Wednesday 14 March 2012

Suck my Magna Carta: Let's Have a Drink.

I've decided to clump together all of my political rants into one title, 'Suck my Magna Carta'. This is for a whole load of reasons, the main one being that I'm quite immature and the rest are more boring things like clarity.
I've used the Magna Carta because it was a document that was a) imposed by peasants onto Lords which given the class ridden nature of British society, I rather like and b) because it was arguably the first written charter of rights in the Anglo world. 
I think I've made it pretty clear how much I value freedom, especially individual freedom before, but these posts will cover more specific issues, from the fundamental to the rather silly. I'm going to start with an issue that is both of those options: the consumption and attempts to regulate alcohol in the UK.


Now I'm going to make a disclaimer right here right now: drinking lots of booze is really bad for you. It messes with your liver and generally makes you act like a dick (actually not necessarily- a unit of alcohol takes nearly an hour to process through your system so if you just had a shot and suddenly feel elated, light-headed and inclined to high five and start wet t-shirt competitions it's either earlier booze or the result of your brain dumping dopamine onto you because you've trained it to associate alcohol with good).

However, just because it's bad for you doesn't mean that the government should fuck with your right to sink a bunch of cheap lagers after a week of hauling shit around at the factory or being beaten down by your condescending boss.

I say cheap lager for a reason. The government isn't for example limiting imports of the high alcohol  'gets you smashed at weddings' drink i.e. champagne but is instead targeting cheap lager, the type bought in supermarkets by poor people because if there is nothing worse than poor people it's drunk poor people.

The pint, especially a true British pint is a holy thing for the Brits. The government aren't going to mess with it except to tax pubs out of existance and then moan about how poor people are buying piss-weak foreign lager instead of just meekly paying higher prices they can't afford.
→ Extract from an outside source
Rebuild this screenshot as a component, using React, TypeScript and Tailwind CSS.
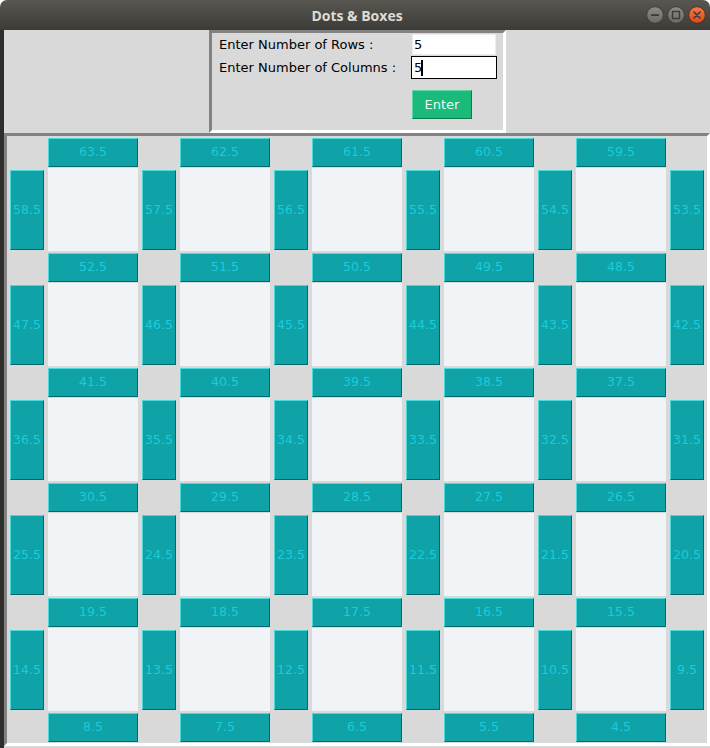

I also get that we have a National Health Service which we all pay for and dealing with boozy people is expensive. So is looking after old people though, in fact that's pretty much the most expensive thing. I'm not try to equate alcoholics with say, your lovely gran, but the point is that lots of things cause health problems and we are still paying them. Actually that isn't the point at all. The point is that enforcing a collective morality on people of low incomes is a flat out terrible thing to do, especially since people of middle and upper income actually drink more 

That's OK though since they work hard unlike say someone who slogs through hours of a depressing job just to pay an extortionate rent in London since it is next to impossible to find anywhere cheap to rent in the city since much of its economy is driven not by actual enterprise but through rent collection.

Also they're probably wealthy because they drink. Poor people on the other hand: fuck them they can't enjoy a few cold ones because they might behave in ways you don't like and then who knows what will happen.

I'm not ignoring the blight of alcoholism on a culture, ours especially. I'm saying that government intervention is logically fallacious and morally wrong. See for example how Real Ale is making a comeback all on its own with the re-emergence of microbreweries as a place to visit and the fact that people now value individualism in their drink. Minimum pricing and cross-board tax can only harm growth in an industry that is actually entrepreneurial: you know, the type where you actually make a product and then sell it and the best product sells the most.

As a final addendum, I'd point out that in Japan you can buy alcohol from shops 7 days a week and 24/7, the citizens there get blind drunk too and yet the crime-rate is relatively low.

Anyway, this is really quite a silly post and though perhaps confused at times, I hope highlights what I generally feel about government i.e. they should absolutely not be in the business of 'promoting responsibility'. Especially given the character of those who are actually elected into office.